## Job:
Copy everything in the data below exactly except the pictures.

## Source material:
───

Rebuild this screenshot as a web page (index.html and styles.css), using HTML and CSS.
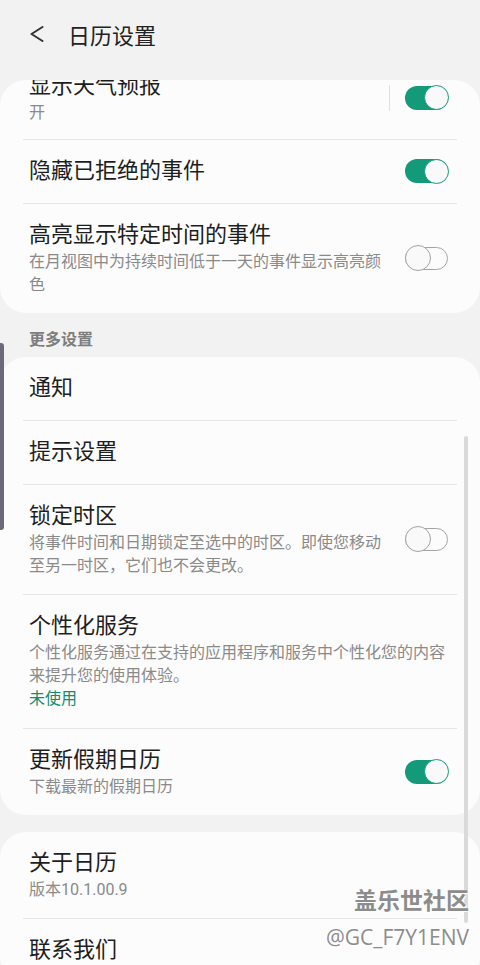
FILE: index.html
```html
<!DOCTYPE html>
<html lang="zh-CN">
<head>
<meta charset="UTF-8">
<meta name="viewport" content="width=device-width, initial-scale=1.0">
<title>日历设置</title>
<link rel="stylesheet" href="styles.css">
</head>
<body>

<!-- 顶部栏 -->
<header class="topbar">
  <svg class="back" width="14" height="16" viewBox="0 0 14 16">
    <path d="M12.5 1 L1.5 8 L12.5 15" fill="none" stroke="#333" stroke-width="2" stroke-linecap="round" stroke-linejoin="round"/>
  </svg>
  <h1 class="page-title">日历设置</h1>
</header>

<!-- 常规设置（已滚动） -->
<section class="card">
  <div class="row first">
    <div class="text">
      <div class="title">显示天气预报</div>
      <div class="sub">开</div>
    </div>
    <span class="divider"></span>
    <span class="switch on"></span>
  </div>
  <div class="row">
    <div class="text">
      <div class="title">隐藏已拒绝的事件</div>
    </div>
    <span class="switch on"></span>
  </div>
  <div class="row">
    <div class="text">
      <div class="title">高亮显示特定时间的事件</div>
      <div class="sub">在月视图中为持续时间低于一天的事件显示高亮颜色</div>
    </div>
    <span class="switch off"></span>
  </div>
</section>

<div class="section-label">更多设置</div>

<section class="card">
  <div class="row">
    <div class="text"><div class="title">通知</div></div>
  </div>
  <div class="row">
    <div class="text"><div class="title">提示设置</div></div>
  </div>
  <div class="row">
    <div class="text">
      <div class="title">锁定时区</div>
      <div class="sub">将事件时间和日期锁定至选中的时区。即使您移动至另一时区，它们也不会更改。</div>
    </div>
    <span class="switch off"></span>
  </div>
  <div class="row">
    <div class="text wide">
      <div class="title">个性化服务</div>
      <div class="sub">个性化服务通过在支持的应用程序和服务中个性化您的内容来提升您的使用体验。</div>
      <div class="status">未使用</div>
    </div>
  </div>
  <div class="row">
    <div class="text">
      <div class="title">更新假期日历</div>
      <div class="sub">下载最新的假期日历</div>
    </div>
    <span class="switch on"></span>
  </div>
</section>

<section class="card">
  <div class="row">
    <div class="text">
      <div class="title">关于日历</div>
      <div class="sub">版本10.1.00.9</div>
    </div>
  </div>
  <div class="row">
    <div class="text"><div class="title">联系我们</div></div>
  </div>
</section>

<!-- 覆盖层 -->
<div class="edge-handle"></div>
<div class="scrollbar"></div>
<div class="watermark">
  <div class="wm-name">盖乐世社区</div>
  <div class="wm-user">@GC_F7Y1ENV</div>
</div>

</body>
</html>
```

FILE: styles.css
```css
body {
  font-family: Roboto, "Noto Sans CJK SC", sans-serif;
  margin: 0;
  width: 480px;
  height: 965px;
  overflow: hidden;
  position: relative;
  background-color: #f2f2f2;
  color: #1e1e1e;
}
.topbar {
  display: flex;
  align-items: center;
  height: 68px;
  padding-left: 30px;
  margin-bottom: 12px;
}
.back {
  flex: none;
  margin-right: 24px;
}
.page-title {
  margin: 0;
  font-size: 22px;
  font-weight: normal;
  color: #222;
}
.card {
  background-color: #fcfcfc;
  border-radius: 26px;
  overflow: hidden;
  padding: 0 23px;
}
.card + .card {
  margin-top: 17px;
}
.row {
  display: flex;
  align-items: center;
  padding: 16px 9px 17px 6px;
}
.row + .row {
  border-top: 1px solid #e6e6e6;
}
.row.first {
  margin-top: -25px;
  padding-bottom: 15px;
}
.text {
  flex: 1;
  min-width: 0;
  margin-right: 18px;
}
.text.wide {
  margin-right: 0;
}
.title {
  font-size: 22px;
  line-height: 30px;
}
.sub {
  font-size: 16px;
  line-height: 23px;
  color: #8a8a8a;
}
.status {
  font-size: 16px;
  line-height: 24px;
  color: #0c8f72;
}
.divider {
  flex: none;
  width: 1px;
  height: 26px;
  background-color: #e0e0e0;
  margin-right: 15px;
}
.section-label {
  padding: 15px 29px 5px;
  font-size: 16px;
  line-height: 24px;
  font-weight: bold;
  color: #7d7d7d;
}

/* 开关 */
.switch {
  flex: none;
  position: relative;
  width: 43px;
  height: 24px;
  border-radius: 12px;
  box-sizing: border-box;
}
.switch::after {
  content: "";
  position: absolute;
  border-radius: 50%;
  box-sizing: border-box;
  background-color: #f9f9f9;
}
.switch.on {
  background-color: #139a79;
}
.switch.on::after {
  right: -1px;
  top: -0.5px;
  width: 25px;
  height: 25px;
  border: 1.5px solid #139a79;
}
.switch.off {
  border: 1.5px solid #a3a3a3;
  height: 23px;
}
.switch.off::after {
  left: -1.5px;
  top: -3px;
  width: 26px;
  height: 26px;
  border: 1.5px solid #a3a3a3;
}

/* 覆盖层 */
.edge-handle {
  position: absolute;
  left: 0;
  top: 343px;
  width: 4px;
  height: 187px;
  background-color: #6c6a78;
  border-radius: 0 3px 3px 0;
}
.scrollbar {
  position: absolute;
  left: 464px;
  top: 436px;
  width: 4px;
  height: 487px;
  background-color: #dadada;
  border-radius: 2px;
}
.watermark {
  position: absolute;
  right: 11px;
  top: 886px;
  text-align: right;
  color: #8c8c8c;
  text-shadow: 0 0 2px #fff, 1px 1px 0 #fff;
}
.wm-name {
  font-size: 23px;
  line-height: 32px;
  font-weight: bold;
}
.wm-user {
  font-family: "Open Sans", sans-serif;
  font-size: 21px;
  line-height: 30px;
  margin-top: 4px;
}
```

───

## Complete answer:
Rebuild this screenshot as a web page (index.html and styles.css), using HTML and CSS.
FILE: index.html
```html
<!DOCTYPE html>
<html lang="zh-CN">
<head>
<meta charset="UTF-8">
<meta name="viewport" content="width=device-width, initial-scale=1.0">
<title>日历设置</title>
<link rel="stylesheet" href="styles.css">
</head>
<body>

<!-- 顶部栏 -->
<header class="topbar">
  <svg class="back" width="14" height="16" viewBox="0 0 14 16">
    <path d="M12.5 1 L1.5 8 L12.5 15" fill="none" stroke="#333" stroke-width="2" stroke-linecap="round" stroke-linejoin="round"/>
  </svg>
  <h1 class="page-title">日历设置</h1>
</header>

<!-- 常规设置（已滚动） -->
<section class="card">
  <div class="row first">
    <div class="text">
      <div class="title">显示天气预报</div>
      <div class="sub">开</div>
    </div>
    <span class="divider"></span>
    <span class="switch on"></span>
  </div>
  <div class="row">
    <div class="text">
      <div class="title">隐藏已拒绝的事件</div>
    </div>
    <span class="switch on"></span>
  </div>
  <div class="row">
    <div class="text">
      <div class="title">高亮显示特定时间的事件</div>
      <div class="sub">在月视图中为持续时间低于一天的事件显示高亮颜色</div>
    </div>
    <span class="switch off"></span>
  </div>
</section>

<div class="section-label">更多设置</div>

<section class="card">
  <div class="row">
    <div class="text"><div class="title">通知</div></div>
  </div>
  <div class="row">
    <div class="text"><div class="title">提示设置</div></div>
  </div>
  <div class="row">
    <div class="text">
      <div class="title">锁定时区</div>
      <div class="sub">将事件时间和日期锁定至选中的时区。即使您移动至另一时区，它们也不会更改。</div>
    </div>
    <span class="switch off"></span>
  </div>
  <div class="row">
    <div class="text wide">
      <div class="title">个性化服务</div>
      <div class="sub">个性化服务通过在支持的应用程序和服务中个性化您的内容来提升您的使用体验。</div>
      <div class="status">未使用</div>
    </div>
  </div>
  <div class="row">
    <div class="text">
      <div class="title">更新假期日历</div>
      <div class="sub">下载最新的假期日历</div>
    </div>
    <span class="switch on"></span>
  </div>
</section>

<section class="card">
  <div class="row">
    <div class="text">
      <div class="title">关于日历</div>
      <div class="sub">版本10.1.00.9</div>
    </div>
  </div>
  <div class="row">
    <div class="text"><div class="title">联系我们</div></div>
  </div>
</section>

<!-- 覆盖层 -->
<div class="edge-handle"></div>
<div class="scrollbar"></div>
<div class="watermark">
  <div class="wm-name">盖乐世社区</div>
  <div class="wm-user">@GC_F7Y1ENV</div>
</div>

</body>
</html>
```

FILE: styles.css
```css
body {
  font-family: Roboto, "Noto Sans CJK SC", sans-serif;
  margin: 0;
  width: 480px;
  height: 965px;
  overflow: hidden;
  position: relative;
  background-color: #f2f2f2;
  color: #1e1e1e;
}
.topbar {
  display: flex;
  align-items: center;
  height: 68px;
  padding-left: 30px;
  margin-bottom: 12px;
}
.back {
  flex: none;
  margin-right: 24px;
}
.page-title {
  margin: 0;
  font-size: 22px;
  font-weight: normal;
  color: #222;
}
.card {
  background-color: #fcfcfc;
  border-radius: 26px;
  overflow: hidden;
  padding: 0 23px;
}
.card + .card {
  margin-top: 17px;
}
.row {
  display: flex;
  align-items: center;
  padding: 16px 9px 17px 6px;
}
.row + .row {
  border-top: 1px solid #e6e6e6;
}
.row.first {
  margin-top: -25px;
  padding-bottom: 15px;
}
.text {
  flex: 1;
  min-width: 0;
  margin-right: 18px;
}
.text.wide {
  margin-right: 0;
}
.title {
  font-size: 22px;
  line-height: 30px;
}
.sub {
  font-size: 16px;
  line-height: 23px;
  color: #8a8a8a;
}
.status {
  font-size: 16px;
  line-height: 24px;
  color: #0c8f72;
}
.divider {
  flex: none;
  width: 1px;
  height: 26px;
  background-color: #e0e0e0;
  margin-right: 15px;
}
.section-label {
  padding: 15px 29px 5px;
  font-size: 16px;
  line-height: 24px;
  font-weight: bold;
  color: #7d7d7d;
}

/* 开关 */
.switch {
  flex: none;
  position: relative;
  width: 43px;
  height: 24px;
  border-radius: 12px;
  box-sizing: border-box;
}
.switch::after {
  content: "";
  position: absolute;
  border-radius: 50%;
  box-sizing: border-box;
  background-color: #f9f9f9;
}
.switch.on {
  background-color: #139a79;
}
.switch.on::after {
  right: -1px;
  top: -0.5px;
  width: 25px;
  height: 25px;
  border: 1.5px solid #139a79;
}
.switch.off {
  border: 1.5px solid #a3a3a3;
  height: 23px;
}
.switch.off::after {
  left: -1.5px;
  top: -3px;
  width: 26px;
  height: 26px;
  border: 1.5px solid #a3a3a3;
}

/* 覆盖层 */
.edge-handle {
  position: absolute;
  left: 0;
  top: 343px;
  width: 4px;
  height: 187px;
  background-color: #6c6a78;
  border-radius: 0 3px 3px 0;
}
.scrollbar {
  position: absolute;
  left: 464px;
  top: 436px;
  width: 4px;
  height: 487px;
  background-color: #dadada;
  border-radius: 2px;
}
.watermark {
  position: absolute;
  right: 11px;
  top: 886px;
  text-align: right;
  color: #8c8c8c;
  text-shadow: 0 0 2px #fff, 1px 1px 0 #fff;
}
.wm-name {
  font-size: 23px;
  line-height: 32px;
  font-weight: bold;
}
.wm-user {
  font-family: "Open Sans", sans-serif;
  font-size: 21px;
  line-height: 30px;
  margin-top: 4px;
}
```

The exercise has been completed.